When comparing the “heaviness” of materials like lead and steel, density offers the most accurate comparison. While steel’s widespread use in large structures might suggest it’s heavier, comparing equal volumes reveals lead is denser. Understanding density clarifies why each metal is chosen for specific applications, highlighting their unique properties.
Understanding Density: Lead vs. Steel
Density is a fundamental property of matter, describing the mass contained within a given volume. It is calculated by dividing mass by volume, expressed in grams per cubic centimeter (g/cm³). Lead is consistently denser than steel.

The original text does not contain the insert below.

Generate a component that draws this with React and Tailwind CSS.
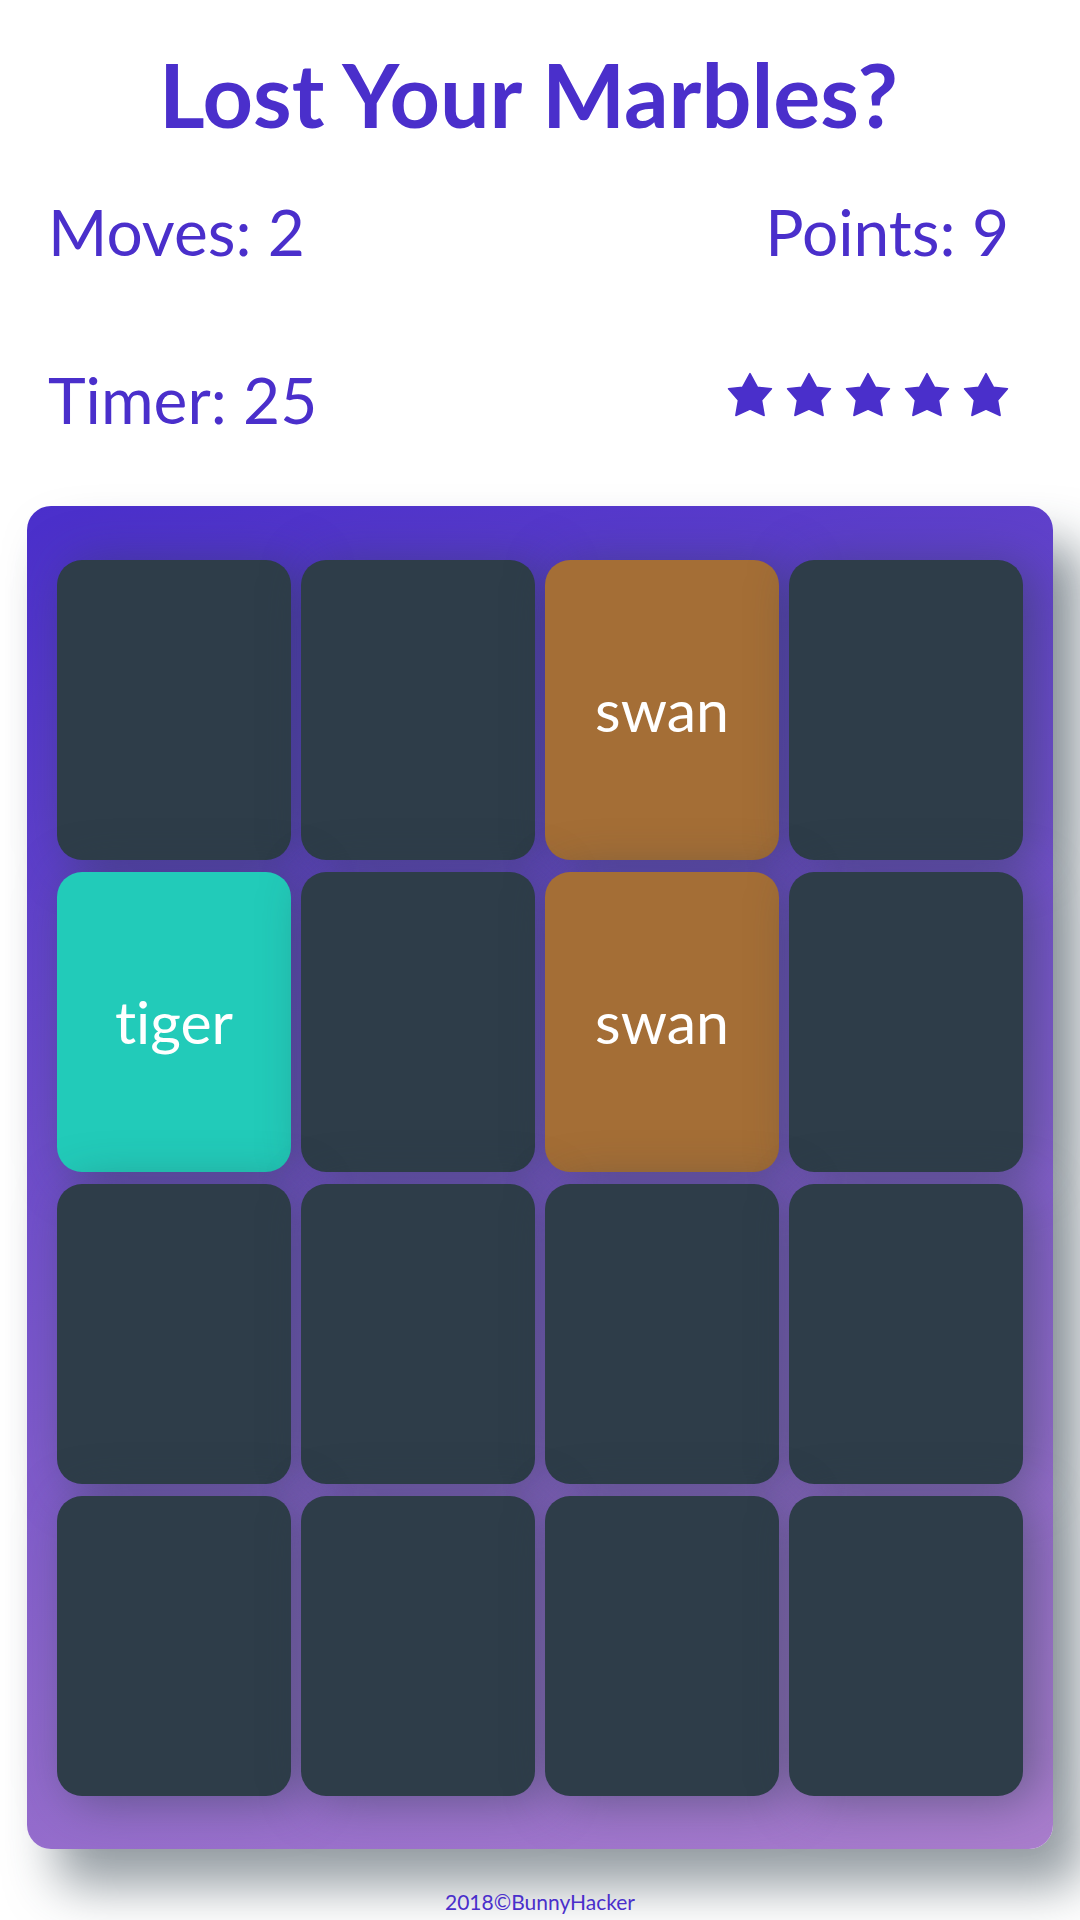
import React from 'react';

const cards = [
  { id: 1, text: '' },
  { id: 2, text: '' },
  { id: 3, text: 'swan', state: 'open' },
  { id: 4, text: '' },
  { id: 5, text: 'tiger', state: 'match' },
  { id: 6, text: '' },
  { id: 7, text: 'swan', state: 'open' },
  { id: 8, text: '' },
  { id: 9, text: '' },
  { id: 10, text: '' },
  { id: 11, text: '' },
  { id: 12, text: '' },
  { id: 13, text: '' },
  { id: 14, text: '' },
  { id: 15, text: '' },
  { id: 16, text: '' },
];

const Star = () => (
  <svg viewBox="0 0 44 43" className="w-[46px] h-[45px]">
    <polygon
      points="22,1.5 29,14.5 42.5,16 33,27 35.5,41.5 22,35.5 8.5,41.5 11,27 1.5,16 15,14.5"
      fill="#4a2fcb"
      stroke="#4a2fcb"
      strokeWidth="1.5"
      strokeLinejoin="round"
    />
  </svg>
);

const Card = ({ card }) => {
  let bg = 'bg-[#2e3d49]';
  if (card.state === 'open') bg = 'bg-[#a46e36]';
  if (card.state === 'match') bg = 'bg-[#22cbb9]';

  return (
    <div
      className={`h-[300px] rounded-[25px] flex items-center justify-center text-white text-[59px] leading-[1.2] shadow-[12px_5px_49px_0_rgba(46,61,73,0.5)] ${bg}`}
    >
      {card.text}
    </div>
  );
};

export default function App() {
  return (
    <div className="min-h-[1920px] bg-white font-['Lato',sans-serif] [font-variant-ligatures:none] text-[#4a2fcb] overflow-hidden">
      {/* Header: title and score panel */}
      <header className="pt-[42px] pl-[48px] pr-[71px]">
        <h1 className="text-center text-[88px] font-bold leading-[1.2]">Lost Your Marbles?</h1>
        <div className="mt-[46px] flex justify-between text-[64px] leading-[1.2]">
          <span>Moves: 2</span>
          <span>Points: 9</span>
        </div>
        <div className="mt-[92px] flex justify-between items-center text-[64px] leading-[1.2]">
          <span>Timer: 25</span>
          <div className="flex gap-[13px] mb-[12px]">
            <Star />
            <Star />
            <Star />
            <Star />
            <Star />
          </div>
        </div>
      </header>

      {/* Deck */}
      <main className="mx-[27px] mt-[67px] rounded-[24px] bg-[linear-gradient(160deg,#4a2fcb_0%,#aa7ecd_100%)] pt-[54px] pb-[53px] px-[30px] grid grid-cols-4 gap-x-[10px] gap-y-[12px] shadow-[29px_37px_49px_0_rgba(46,61,73,0.5)]">
        {cards.map((card) => (
          <Card key={card.id} card={card} />
        ))}
      </main>

      <footer className="mt-[40px] text-center text-[21px] leading-[1.2]">2018©BunnyHacker</footer>
    </div>
  );
}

Pure lead has a density of approximately 11.35 g/cm³ at room temperature. Steel, an alloy primarily composed of iron and carbon, has a density around 7.85 g/cm³. This means an identically sized piece of lead will be significantly heavier than steel. For example, a golf ball-sized piece of lead would feel noticeably heavier than a golf ball-sized piece of steel.
The Science Behind the Difference
The disparity in density between lead and steel stems from their atomic compositions and how their atoms are arranged. Lead (Pb) possesses a significantly higher atomic mass than iron (Fe), which is the primary component of steel. Lead has an atomic number of 82 and an atomic weight of roughly 207.2 atomic mass units (amu), while iron has an atomic number of 26 and an atomic weight of about 55.8 amu. This substantial difference in individual atomic weight is a primary reason for lead’s greater density.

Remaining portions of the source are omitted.